§ TASK STATEMENT: Copy every record below exactly as written, but leave out the pictures.
-- Start RAW RECORDS --
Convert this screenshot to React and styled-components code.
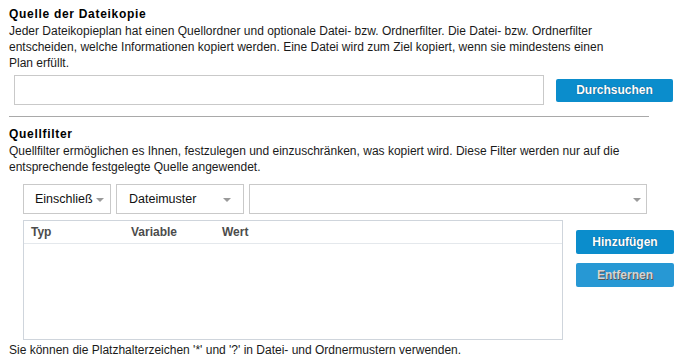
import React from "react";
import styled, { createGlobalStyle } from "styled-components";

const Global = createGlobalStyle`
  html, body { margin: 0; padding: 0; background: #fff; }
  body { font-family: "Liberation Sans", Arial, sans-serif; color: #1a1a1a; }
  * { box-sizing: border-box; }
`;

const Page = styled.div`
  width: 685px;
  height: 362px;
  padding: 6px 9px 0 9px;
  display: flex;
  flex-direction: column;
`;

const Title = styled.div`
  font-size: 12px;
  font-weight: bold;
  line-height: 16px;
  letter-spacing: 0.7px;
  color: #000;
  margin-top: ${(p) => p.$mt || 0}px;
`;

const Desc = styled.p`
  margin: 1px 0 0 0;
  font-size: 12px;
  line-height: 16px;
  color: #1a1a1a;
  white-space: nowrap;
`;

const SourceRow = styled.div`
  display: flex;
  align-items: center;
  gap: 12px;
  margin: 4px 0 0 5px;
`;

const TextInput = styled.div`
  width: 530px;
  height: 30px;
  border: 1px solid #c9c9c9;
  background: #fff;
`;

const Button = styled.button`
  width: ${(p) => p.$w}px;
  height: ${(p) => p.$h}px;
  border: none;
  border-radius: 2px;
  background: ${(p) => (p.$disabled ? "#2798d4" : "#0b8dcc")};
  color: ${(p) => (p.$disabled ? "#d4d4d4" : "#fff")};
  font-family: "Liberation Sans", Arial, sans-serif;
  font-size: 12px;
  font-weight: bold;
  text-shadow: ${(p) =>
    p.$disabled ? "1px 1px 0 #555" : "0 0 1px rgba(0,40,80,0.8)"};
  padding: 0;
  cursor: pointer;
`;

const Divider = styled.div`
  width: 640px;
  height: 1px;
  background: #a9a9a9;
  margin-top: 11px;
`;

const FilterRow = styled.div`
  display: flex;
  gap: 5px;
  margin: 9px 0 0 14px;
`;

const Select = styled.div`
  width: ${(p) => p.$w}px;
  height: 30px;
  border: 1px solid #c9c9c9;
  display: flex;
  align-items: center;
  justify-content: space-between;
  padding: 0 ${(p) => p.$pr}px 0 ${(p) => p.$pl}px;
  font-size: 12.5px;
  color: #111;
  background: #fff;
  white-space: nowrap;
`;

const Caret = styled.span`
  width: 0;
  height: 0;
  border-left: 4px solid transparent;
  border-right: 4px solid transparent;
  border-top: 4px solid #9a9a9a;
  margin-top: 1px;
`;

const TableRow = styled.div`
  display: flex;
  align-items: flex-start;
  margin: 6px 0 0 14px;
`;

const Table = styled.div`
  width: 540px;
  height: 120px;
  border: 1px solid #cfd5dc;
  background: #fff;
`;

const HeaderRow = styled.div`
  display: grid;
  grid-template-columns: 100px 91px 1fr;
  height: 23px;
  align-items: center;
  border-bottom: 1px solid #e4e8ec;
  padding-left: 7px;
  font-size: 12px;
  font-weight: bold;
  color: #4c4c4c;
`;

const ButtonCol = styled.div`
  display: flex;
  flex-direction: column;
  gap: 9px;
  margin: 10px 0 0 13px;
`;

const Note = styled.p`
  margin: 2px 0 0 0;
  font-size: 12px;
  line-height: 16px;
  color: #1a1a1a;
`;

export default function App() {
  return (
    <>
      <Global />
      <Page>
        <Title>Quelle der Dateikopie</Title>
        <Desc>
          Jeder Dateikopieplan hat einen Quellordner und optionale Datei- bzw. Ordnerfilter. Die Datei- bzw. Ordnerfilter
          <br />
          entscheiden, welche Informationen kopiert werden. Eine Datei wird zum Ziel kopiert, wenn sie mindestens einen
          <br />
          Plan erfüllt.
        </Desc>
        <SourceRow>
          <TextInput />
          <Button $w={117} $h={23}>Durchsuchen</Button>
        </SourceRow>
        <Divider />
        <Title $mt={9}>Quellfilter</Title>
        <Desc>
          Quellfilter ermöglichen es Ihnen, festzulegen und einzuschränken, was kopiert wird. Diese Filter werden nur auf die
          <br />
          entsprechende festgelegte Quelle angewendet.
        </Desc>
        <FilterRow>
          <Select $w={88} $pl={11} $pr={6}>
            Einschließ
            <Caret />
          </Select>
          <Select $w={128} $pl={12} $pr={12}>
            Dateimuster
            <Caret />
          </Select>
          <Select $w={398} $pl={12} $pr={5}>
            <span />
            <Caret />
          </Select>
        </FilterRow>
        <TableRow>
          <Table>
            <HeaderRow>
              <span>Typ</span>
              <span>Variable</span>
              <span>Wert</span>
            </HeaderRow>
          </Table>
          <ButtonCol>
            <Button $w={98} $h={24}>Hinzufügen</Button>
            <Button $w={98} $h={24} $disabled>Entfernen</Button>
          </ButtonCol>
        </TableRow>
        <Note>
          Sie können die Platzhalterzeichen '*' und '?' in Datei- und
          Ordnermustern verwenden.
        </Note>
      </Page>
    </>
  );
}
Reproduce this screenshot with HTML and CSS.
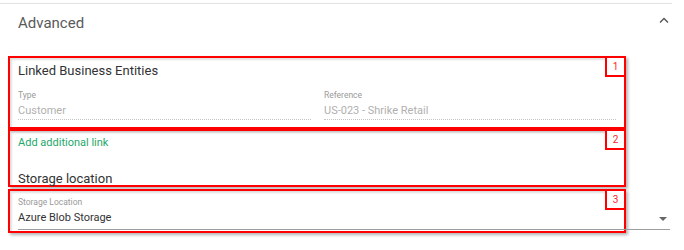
-- End RAW RECORDS --
§ COMPLETED TASK:
Convert this screenshot to React and styled-components code.
import React from "react";
import styled, { createGlobalStyle } from "styled-components";

const Global = createGlobalStyle`
  html, body { margin: 0; padding: 0; background: #fff; }
  body { font-family: "Liberation Sans", Arial, sans-serif; color: #1a1a1a; }
  * { box-sizing: border-box; }
`;

const Page = styled.div`
  width: 685px;
  height: 362px;
  padding: 6px 9px 0 9px;
  display: flex;
  flex-direction: column;
`;

const Title = styled.div`
  font-size: 12px;
  font-weight: bold;
  line-height: 16px;
  letter-spacing: 0.7px;
  color: #000;
  margin-top: ${(p) => p.$mt || 0}px;
`;

const Desc = styled.p`
  margin: 1px 0 0 0;
  font-size: 12px;
  line-height: 16px;
  color: #1a1a1a;
  white-space: nowrap;
`;

const SourceRow = styled.div`
  display: flex;
  align-items: center;
  gap: 12px;
  margin: 4px 0 0 5px;
`;

const TextInput = styled.div`
  width: 530px;
  height: 30px;
  border: 1px solid #c9c9c9;
  background: #fff;
`;

const Button = styled.button`
  width: ${(p) => p.$w}px;
  height: ${(p) => p.$h}px;
  border: none;
  border-radius: 2px;
  background: ${(p) => (p.$disabled ? "#2798d4" : "#0b8dcc")};
  color: ${(p) => (p.$disabled ? "#d4d4d4" : "#fff")};
  font-family: "Liberation Sans", Arial, sans-serif;
  font-size: 12px;
  font-weight: bold;
  text-shadow: ${(p) =>
    p.$disabled ? "1px 1px 0 #555" : "0 0 1px rgba(0,40,80,0.8)"};
  padding: 0;
  cursor: pointer;
`;

const Divider = styled.div`
  width: 640px;
  height: 1px;
  background: #a9a9a9;
  margin-top: 11px;
`;

const FilterRow = styled.div`
  display: flex;
  gap: 5px;
  margin: 9px 0 0 14px;
`;

const Select = styled.div`
  width: ${(p) => p.$w}px;
  height: 30px;
  border: 1px solid #c9c9c9;
  display: flex;
  align-items: center;
  justify-content: space-between;
  padding: 0 ${(p) => p.$pr}px 0 ${(p) => p.$pl}px;
  font-size: 12.5px;
  color: #111;
  background: #fff;
  white-space: nowrap;
`;

const Caret = styled.span`
  width: 0;
  height: 0;
  border-left: 4px solid transparent;
  border-right: 4px solid transparent;
  border-top: 4px solid #9a9a9a;
  margin-top: 1px;
`;

const TableRow = styled.div`
  display: flex;
  align-items: flex-start;
  margin: 6px 0 0 14px;
`;

const Table = styled.div`
  width: 540px;
  height: 120px;
  border: 1px solid #cfd5dc;
  background: #fff;
`;

const HeaderRow = styled.div`
  display: grid;
  grid-template-columns: 100px 91px 1fr;
  height: 23px;
  align-items: center;
  border-bottom: 1px solid #e4e8ec;
  padding-left: 7px;
  font-size: 12px;
  font-weight: bold;
  color: #4c4c4c;
`;

const ButtonCol = styled.div`
  display: flex;
  flex-direction: column;
  gap: 9px;
  margin: 10px 0 0 13px;
`;

const Note = styled.p`
  margin: 2px 0 0 0;
  font-size: 12px;
  line-height: 16px;
  color: #1a1a1a;
`;

export default function App() {
  return (
    <>
      <Global />
      <Page>
        <Title>Quelle der Dateikopie</Title>
        <Desc>
          Jeder Dateikopieplan hat einen Quellordner und optionale Datei- bzw. Ordnerfilter. Die Datei- bzw. Ordnerfilter
          <br />
          entscheiden, welche Informationen kopiert werden. Eine Datei wird zum Ziel kopiert, wenn sie mindestens einen
          <br />
          Plan erfüllt.
        </Desc>
        <SourceRow>
          <TextInput />
          <Button $w={117} $h={23}>Durchsuchen</Button>
        </SourceRow>
        <Divider />
        <Title $mt={9}>Quellfilter</Title>
        <Desc>
          Quellfilter ermöglichen es Ihnen, festzulegen und einzuschränken, was kopiert wird. Diese Filter werden nur auf die
          <br />
          entsprechende festgelegte Quelle angewendet.
        </Desc>
        <FilterRow>
          <Select $w={88} $pl={11} $pr={6}>
            Einschließ
            <Caret />
          </Select>
          <Select $w={128} $pl={12} $pr={12}>
            Dateimuster
            <Caret />
          </Select>
          <Select $w={398} $pl={12} $pr={5}>
            <span />
            <Caret />
          </Select>
        </FilterRow>
        <TableRow>
          <Table>
            <HeaderRow>
              <span>Typ</span>
              <span>Variable</span>
              <span>Wert</span>
            </HeaderRow>
          </Table>
          <ButtonCol>
            <Button $w={98} $h={24}>Hinzufügen</Button>
            <Button $w={98} $h={24} $disabled>Entfernen</Button>
          </ButtonCol>
        </TableRow>
        <Note>
          Sie können die Platzhalterzeichen '*' und '?' in Datei- und
          Ordnermustern verwenden.
        </Note>
      </Page>
    </>
  );
}
Reproduce this screenshot with HTML and CSS.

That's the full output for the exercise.